* _Recorded data_:
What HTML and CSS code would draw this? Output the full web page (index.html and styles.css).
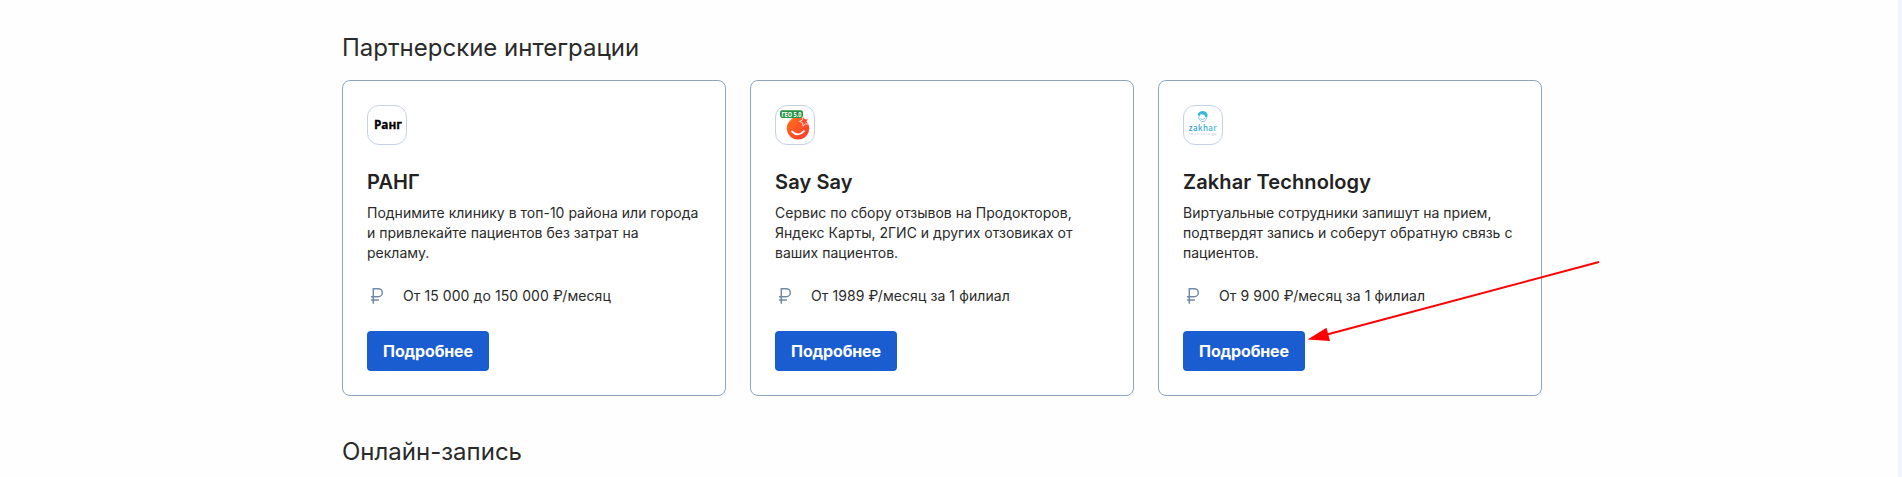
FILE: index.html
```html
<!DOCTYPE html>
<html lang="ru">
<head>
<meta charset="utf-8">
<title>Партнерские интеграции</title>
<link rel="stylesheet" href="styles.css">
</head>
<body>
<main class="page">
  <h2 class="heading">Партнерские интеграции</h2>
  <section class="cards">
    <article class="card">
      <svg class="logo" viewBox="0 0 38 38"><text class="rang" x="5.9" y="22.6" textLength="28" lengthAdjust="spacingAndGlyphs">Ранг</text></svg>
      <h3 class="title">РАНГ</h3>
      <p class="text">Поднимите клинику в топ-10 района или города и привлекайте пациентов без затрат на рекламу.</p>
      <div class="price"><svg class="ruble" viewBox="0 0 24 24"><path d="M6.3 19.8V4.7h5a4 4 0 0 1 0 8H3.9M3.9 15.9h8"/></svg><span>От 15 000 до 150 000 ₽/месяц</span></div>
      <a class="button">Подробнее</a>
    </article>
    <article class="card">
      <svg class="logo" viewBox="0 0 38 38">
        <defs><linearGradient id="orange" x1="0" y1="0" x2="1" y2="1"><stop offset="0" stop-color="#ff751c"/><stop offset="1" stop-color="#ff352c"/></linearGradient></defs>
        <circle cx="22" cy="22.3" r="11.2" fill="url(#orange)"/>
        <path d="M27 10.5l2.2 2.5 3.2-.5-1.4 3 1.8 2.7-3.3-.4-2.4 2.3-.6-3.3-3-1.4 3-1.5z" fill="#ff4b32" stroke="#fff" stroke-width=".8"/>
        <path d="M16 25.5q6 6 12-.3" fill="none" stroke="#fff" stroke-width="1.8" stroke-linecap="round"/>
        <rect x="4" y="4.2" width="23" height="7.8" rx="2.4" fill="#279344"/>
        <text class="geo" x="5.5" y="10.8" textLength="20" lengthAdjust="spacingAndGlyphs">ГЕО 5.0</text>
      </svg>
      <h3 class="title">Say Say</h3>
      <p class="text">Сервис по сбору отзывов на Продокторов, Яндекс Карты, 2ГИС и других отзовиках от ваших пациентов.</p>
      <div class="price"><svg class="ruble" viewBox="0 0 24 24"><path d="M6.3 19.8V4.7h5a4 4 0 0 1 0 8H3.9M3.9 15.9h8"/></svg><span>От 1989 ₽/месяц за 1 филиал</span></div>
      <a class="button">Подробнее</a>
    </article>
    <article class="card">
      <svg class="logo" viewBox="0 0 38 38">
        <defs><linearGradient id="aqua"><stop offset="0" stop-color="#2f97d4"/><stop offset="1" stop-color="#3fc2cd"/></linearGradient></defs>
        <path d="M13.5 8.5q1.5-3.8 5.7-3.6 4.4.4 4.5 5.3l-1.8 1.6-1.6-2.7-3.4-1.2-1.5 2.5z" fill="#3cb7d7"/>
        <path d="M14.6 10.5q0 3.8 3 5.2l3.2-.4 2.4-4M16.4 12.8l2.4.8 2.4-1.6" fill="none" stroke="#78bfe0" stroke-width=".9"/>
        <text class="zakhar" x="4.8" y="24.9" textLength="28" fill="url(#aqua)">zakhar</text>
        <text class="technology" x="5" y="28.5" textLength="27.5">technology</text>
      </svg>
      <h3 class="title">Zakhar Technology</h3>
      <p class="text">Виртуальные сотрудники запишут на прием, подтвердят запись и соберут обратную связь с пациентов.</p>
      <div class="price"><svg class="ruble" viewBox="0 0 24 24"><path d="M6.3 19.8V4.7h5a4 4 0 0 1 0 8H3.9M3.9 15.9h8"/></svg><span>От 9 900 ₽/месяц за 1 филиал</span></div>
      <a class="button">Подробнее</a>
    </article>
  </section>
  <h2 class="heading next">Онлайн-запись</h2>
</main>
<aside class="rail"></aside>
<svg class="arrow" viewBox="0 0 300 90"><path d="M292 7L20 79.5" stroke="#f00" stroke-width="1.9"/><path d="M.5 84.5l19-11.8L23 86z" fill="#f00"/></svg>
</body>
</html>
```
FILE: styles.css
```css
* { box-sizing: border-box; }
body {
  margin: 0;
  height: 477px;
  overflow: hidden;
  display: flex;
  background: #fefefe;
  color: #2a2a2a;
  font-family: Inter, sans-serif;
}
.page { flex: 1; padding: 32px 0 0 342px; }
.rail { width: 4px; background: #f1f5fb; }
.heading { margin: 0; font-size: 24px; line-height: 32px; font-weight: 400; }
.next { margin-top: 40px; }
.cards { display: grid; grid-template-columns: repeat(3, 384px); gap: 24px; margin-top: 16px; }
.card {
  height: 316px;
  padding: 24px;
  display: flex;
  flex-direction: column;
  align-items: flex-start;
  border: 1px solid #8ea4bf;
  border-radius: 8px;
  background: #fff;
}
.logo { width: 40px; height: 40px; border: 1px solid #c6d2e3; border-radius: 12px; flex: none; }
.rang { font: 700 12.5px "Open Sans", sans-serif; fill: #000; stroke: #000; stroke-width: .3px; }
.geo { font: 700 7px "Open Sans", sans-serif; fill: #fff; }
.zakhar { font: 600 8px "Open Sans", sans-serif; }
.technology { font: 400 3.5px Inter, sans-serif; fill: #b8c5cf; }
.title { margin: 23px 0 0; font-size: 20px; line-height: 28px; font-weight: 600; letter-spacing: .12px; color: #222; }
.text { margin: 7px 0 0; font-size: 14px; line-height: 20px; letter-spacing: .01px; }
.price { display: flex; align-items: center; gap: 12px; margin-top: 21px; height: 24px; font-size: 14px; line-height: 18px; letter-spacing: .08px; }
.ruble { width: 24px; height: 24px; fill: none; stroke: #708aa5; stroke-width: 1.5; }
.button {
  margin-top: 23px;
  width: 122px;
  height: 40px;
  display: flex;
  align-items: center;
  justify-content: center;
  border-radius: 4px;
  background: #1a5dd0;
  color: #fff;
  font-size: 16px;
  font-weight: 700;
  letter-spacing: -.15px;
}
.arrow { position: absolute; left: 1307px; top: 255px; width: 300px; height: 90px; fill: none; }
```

* _Stated goal_: The listing above must be printed again exactly, minus its pictures.

* _Output for this task_:
What HTML and CSS code would draw this? Output the full web page (index.html and styles.css).
FILE: index.html
```html
<!DOCTYPE html>
<html lang="ru">
<head>
<meta charset="utf-8">
<title>Партнерские интеграции</title>
<link rel="stylesheet" href="styles.css">
</head>
<body>
<main class="page">
  <h2 class="heading">Партнерские интеграции</h2>
  <section class="cards">
    <article class="card">
      <svg class="logo" viewBox="0 0 38 38"><text class="rang" x="5.9" y="22.6" textLength="28" lengthAdjust="spacingAndGlyphs">Ранг</text></svg>
      <h3 class="title">РАНГ</h3>
      <p class="text">Поднимите клинику в топ-10 района или города и привлекайте пациентов без затрат на рекламу.</p>
      <div class="price"><svg class="ruble" viewBox="0 0 24 24"><path d="M6.3 19.8V4.7h5a4 4 0 0 1 0 8H3.9M3.9 15.9h8"/></svg><span>От 15 000 до 150 000 ₽/месяц</span></div>
      <a class="button">Подробнее</a>
    </article>
    <article class="card">
      <svg class="logo" viewBox="0 0 38 38">
        <defs><linearGradient id="orange" x1="0" y1="0" x2="1" y2="1"><stop offset="0" stop-color="#ff751c"/><stop offset="1" stop-color="#ff352c"/></linearGradient></defs>
        <circle cx="22" cy="22.3" r="11.2" fill="url(#orange)"/>
        <path d="M27 10.5l2.2 2.5 3.2-.5-1.4 3 1.8 2.7-3.3-.4-2.4 2.3-.6-3.3-3-1.4 3-1.5z" fill="#ff4b32" stroke="#fff" stroke-width=".8"/>
        <path d="M16 25.5q6 6 12-.3" fill="none" stroke="#fff" stroke-width="1.8" stroke-linecap="round"/>
        <rect x="4" y="4.2" width="23" height="7.8" rx="2.4" fill="#279344"/>
        <text class="geo" x="5.5" y="10.8" textLength="20" lengthAdjust="spacingAndGlyphs">ГЕО 5.0</text>
      </svg>
      <h3 class="title">Say Say</h3>
      <p class="text">Сервис по сбору отзывов на Продокторов, Яндекс Карты, 2ГИС и других отзовиках от ваших пациентов.</p>
      <div class="price"><svg class="ruble" viewBox="0 0 24 24"><path d="M6.3 19.8V4.7h5a4 4 0 0 1 0 8H3.9M3.9 15.9h8"/></svg><span>От 1989 ₽/месяц за 1 филиал</span></div>
      <a class="button">Подробнее</a>
    </article>
    <article class="card">
      <svg class="logo" viewBox="0 0 38 38">
        <defs><linearGradient id="aqua"><stop offset="0" stop-color="#2f97d4"/><stop offset="1" stop-color="#3fc2cd"/></linearGradient></defs>
        <path d="M13.5 8.5q1.5-3.8 5.7-3.6 4.4.4 4.5 5.3l-1.8 1.6-1.6-2.7-3.4-1.2-1.5 2.5z" fill="#3cb7d7"/>
        <path d="M14.6 10.5q0 3.8 3 5.2l3.2-.4 2.4-4M16.4 12.8l2.4.8 2.4-1.6" fill="none" stroke="#78bfe0" stroke-width=".9"/>
        <text class="zakhar" x="4.8" y="24.9" textLength="28" fill="url(#aqua)">zakhar</text>
        <text class="technology" x="5" y="28.5" textLength="27.5">technology</text>
      </svg>
      <h3 class="title">Zakhar Technology</h3>
      <p class="text">Виртуальные сотрудники запишут на прием, подтвердят запись и соберут обратную связь с пациентов.</p>
      <div class="price"><svg class="ruble" viewBox="0 0 24 24"><path d="M6.3 19.8V4.7h5a4 4 0 0 1 0 8H3.9M3.9 15.9h8"/></svg><span>От 9 900 ₽/месяц за 1 филиал</span></div>
      <a class="button">Подробнее</a>
    </article>
  </section>
  <h2 class="heading next">Онлайн-запись</h2>
</main>
<aside class="rail"></aside>
<svg class="arrow" viewBox="0 0 300 90"><path d="M292 7L20 79.5" stroke="#f00" stroke-width="1.9"/><path d="M.5 84.5l19-11.8L23 86z" fill="#f00"/></svg>
</body>
</html>
```
FILE: styles.css
```css
* { box-sizing: border-box; }
body {
  margin: 0;
  height: 477px;
  overflow: hidden;
  display: flex;
  background: #fefefe;
  color: #2a2a2a;
  font-family: Inter, sans-serif;
}
.page { flex: 1; padding: 32px 0 0 342px; }
.rail { width: 4px; background: #f1f5fb; }
.heading { margin: 0; font-size: 24px; line-height: 32px; font-weight: 400; }
.next { margin-top: 40px; }
.cards { display: grid; grid-template-columns: repeat(3, 384px); gap: 24px; margin-top: 16px; }
.card {
  height: 316px;
  padding: 24px;
  display: flex;
  flex-direction: column;
  align-items: flex-start;
  border: 1px solid #8ea4bf;
  border-radius: 8px;
  background: #fff;
}
.logo { width: 40px; height: 40px; border: 1px solid #c6d2e3; border-radius: 12px; flex: none; }
.rang { font: 700 12.5px "Open Sans", sans-serif; fill: #000; stroke: #000; stroke-width: .3px; }
.geo { font: 700 7px "Open Sans", sans-serif; fill: #fff; }
.zakhar { font: 600 8px "Open Sans", sans-serif; }
.technology { font: 400 3.5px Inter, sans-serif; fill: #b8c5cf; }
.title { margin: 23px 0 0; font-size: 20px; line-height: 28px; font-weight: 600; letter-spacing: .12px; color: #222; }
.text { margin: 7px 0 0; font-size: 14px; line-height: 20px; letter-spacing: .01px; }
.price { display: flex; align-items: center; gap: 12px; margin-top: 21px; height: 24px; font-size: 14px; line-height: 18px; letter-spacing: .08px; }
.ruble { width: 24px; height: 24px; fill: none; stroke: #708aa5; stroke-width: 1.5; }
.button {
  margin-top: 23px;
  width: 122px;
  height: 40px;
  display: flex;
  align-items: center;
  justify-content: center;
  border-radius: 4px;
  background: #1a5dd0;
  color: #fff;
  font-size: 16px;
  font-weight: 700;
  letter-spacing: -.15px;
}
.arrow { position: absolute; left: 1307px; top: 255px; width: 300px; height: 90px; fill: none; }
```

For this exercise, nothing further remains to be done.